Start of COLLECTED DATA

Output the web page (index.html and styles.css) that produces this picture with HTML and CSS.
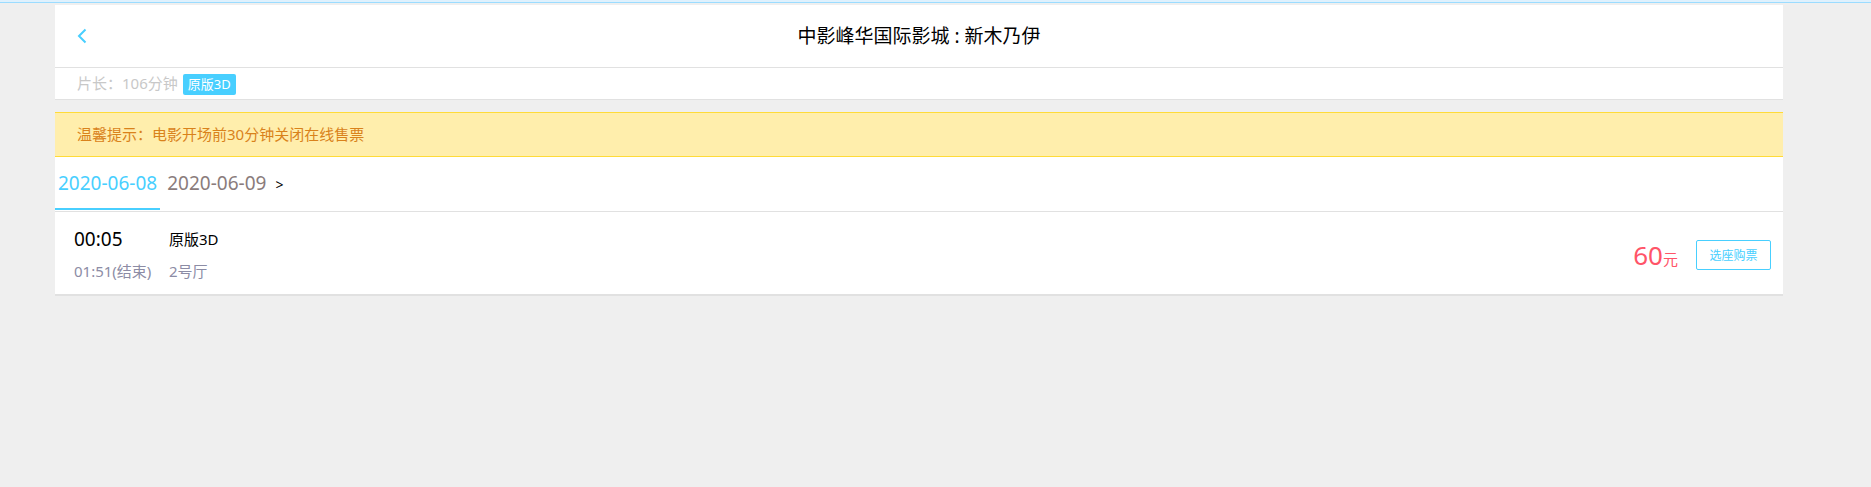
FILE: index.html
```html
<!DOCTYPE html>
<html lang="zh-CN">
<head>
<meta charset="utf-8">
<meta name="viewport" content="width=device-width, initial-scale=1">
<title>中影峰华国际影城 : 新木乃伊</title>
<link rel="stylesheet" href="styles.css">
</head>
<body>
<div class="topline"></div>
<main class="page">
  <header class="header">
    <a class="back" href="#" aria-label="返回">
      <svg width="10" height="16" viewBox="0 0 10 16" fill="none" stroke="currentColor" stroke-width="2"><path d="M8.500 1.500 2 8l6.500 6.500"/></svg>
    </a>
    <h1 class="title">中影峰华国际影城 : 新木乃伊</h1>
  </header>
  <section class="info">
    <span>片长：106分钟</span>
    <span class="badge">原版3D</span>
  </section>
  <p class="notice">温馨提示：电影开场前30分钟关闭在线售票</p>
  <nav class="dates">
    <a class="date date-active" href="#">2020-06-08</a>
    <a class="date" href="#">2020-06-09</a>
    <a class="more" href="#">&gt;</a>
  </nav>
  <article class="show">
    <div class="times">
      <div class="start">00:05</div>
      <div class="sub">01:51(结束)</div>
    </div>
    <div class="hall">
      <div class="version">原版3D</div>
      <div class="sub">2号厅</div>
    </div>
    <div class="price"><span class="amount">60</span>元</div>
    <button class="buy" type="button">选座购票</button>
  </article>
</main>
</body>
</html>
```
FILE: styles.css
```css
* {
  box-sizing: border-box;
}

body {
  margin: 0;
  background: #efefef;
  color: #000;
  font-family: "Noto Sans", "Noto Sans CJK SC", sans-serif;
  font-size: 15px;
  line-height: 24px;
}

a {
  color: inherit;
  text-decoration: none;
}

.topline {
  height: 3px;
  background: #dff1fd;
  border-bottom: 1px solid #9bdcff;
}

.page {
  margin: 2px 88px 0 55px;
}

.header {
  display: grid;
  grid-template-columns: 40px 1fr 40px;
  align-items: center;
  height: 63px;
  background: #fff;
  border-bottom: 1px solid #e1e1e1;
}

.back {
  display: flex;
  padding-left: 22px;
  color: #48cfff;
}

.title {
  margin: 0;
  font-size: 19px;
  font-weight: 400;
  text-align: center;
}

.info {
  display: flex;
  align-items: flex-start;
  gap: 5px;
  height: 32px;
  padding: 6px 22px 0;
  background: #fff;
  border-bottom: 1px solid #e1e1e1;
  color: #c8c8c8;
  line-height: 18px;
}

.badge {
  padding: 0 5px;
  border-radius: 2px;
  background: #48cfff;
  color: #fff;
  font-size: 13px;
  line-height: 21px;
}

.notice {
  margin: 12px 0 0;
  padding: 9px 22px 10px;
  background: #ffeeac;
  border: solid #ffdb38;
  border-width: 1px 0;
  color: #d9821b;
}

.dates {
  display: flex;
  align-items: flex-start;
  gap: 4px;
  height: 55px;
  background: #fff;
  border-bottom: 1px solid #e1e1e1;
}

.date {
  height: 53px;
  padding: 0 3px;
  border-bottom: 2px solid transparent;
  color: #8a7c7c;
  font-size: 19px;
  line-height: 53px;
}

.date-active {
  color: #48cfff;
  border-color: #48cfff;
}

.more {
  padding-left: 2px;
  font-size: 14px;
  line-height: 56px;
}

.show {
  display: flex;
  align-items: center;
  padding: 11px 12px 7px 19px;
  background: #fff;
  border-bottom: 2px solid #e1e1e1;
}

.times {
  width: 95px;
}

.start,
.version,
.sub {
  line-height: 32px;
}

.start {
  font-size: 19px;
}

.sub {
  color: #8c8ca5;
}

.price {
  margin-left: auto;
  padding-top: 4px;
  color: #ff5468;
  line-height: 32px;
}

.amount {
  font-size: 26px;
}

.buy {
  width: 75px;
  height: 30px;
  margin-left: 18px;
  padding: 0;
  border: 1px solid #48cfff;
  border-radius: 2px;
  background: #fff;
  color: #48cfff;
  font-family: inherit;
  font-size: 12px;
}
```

End of COLLECTED DATA

• **TASK PROMPT**
Go through the listing above and write it out again exactly, dropping the pictures.

• **EXPECTED ANSWER**
Output the web page (index.html and styles.css) that produces this picture with HTML and CSS.
FILE: index.html
```html
<!DOCTYPE html>
<html lang="zh-CN">
<head>
<meta charset="utf-8">
<meta name="viewport" content="width=device-width, initial-scale=1">
<title>中影峰华国际影城 : 新木乃伊</title>
<link rel="stylesheet" href="styles.css">
</head>
<body>
<div class="topline"></div>
<main class="page">
  <header class="header">
    <a class="back" href="#" aria-label="返回">
      <svg width="10" height="16" viewBox="0 0 10 16" fill="none" stroke="currentColor" stroke-width="2"><path d="M8.500 1.500 2 8l6.500 6.500"/></svg>
    </a>
    <h1 class="title">中影峰华国际影城 : 新木乃伊</h1>
  </header>
  <section class="info">
    <span>片长：106分钟</span>
    <span class="badge">原版3D</span>
  </section>
  <p class="notice">温馨提示：电影开场前30分钟关闭在线售票</p>
  <nav class="dates">
    <a class="date date-active" href="#">2020-06-08</a>
    <a class="date" href="#">2020-06-09</a>
    <a class="more" href="#">&gt;</a>
  </nav>
  <article class="show">
    <div class="times">
      <div class="start">00:05</div>
      <div class="sub">01:51(结束)</div>
    </div>
    <div class="hall">
      <div class="version">原版3D</div>
      <div class="sub">2号厅</div>
    </div>
    <div class="price"><span class="amount">60</span>元</div>
    <button class="buy" type="button">选座购票</button>
  </article>
</main>
</body>
</html>
```
FILE: styles.css
```css
* {
  box-sizing: border-box;
}

body {
  margin: 0;
  background: #efefef;
  color: #000;
  font-family: "Noto Sans", "Noto Sans CJK SC", sans-serif;
  font-size: 15px;
  line-height: 24px;
}

a {
  color: inherit;
  text-decoration: none;
}

.topline {
  height: 3px;
  background: #dff1fd;
  border-bottom: 1px solid #9bdcff;
}

.page {
  margin: 2px 88px 0 55px;
}

.header {
  display: grid;
  grid-template-columns: 40px 1fr 40px;
  align-items: center;
  height: 63px;
  background: #fff;
  border-bottom: 1px solid #e1e1e1;
}

.back {
  display: flex;
  padding-left: 22px;
  color: #48cfff;
}

.title {
  margin: 0;
  font-size: 19px;
  font-weight: 400;
  text-align: center;
}

.info {
  display: flex;
  align-items: flex-start;
  gap: 5px;
  height: 32px;
  padding: 6px 22px 0;
  background: #fff;
  border-bottom: 1px solid #e1e1e1;
  color: #c8c8c8;
  line-height: 18px;
}

.badge {
  padding: 0 5px;
  border-radius: 2px;
  background: #48cfff;
  color: #fff;
  font-size: 13px;
  line-height: 21px;
}

.notice {
  margin: 12px 0 0;
  padding: 9px 22px 10px;
  background: #ffeeac;
  border: solid #ffdb38;
  border-width: 1px 0;
  color: #d9821b;
}

.dates {
  display: flex;
  align-items: flex-start;
  gap: 4px;
  height: 55px;
  background: #fff;
  border-bottom: 1px solid #e1e1e1;
}

.date {
  height: 53px;
  padding: 0 3px;
  border-bottom: 2px solid transparent;
  color: #8a7c7c;
  font-size: 19px;
  line-height: 53px;
}

.date-active {
  color: #48cfff;
  border-color: #48cfff;
}

.more {
  padding-left: 2px;
  font-size: 14px;
  line-height: 56px;
}

.show {
  display: flex;
  align-items: center;
  padding: 11px 12px 7px 19px;
  background: #fff;
  border-bottom: 2px solid #e1e1e1;
}

.times {
  width: 95px;
}

.start,
.version,
.sub {
  line-height: 32px;
}

.start {
  font-size: 19px;
}

.sub {
  color: #8c8ca5;
}

.price {
  margin-left: auto;
  padding-top: 4px;
  color: #ff5468;
  line-height: 32px;
}

.amount {
  font-size: 26px;
}

.buy {
  width: 75px;
  height: 30px;
  margin-left: 18px;
  padding: 0;
  border: 1px solid #48cfff;
  border-radius: 2px;
  background: #fff;
  color: #48cfff;
  font-family: inherit;
  font-size: 12px;
}
```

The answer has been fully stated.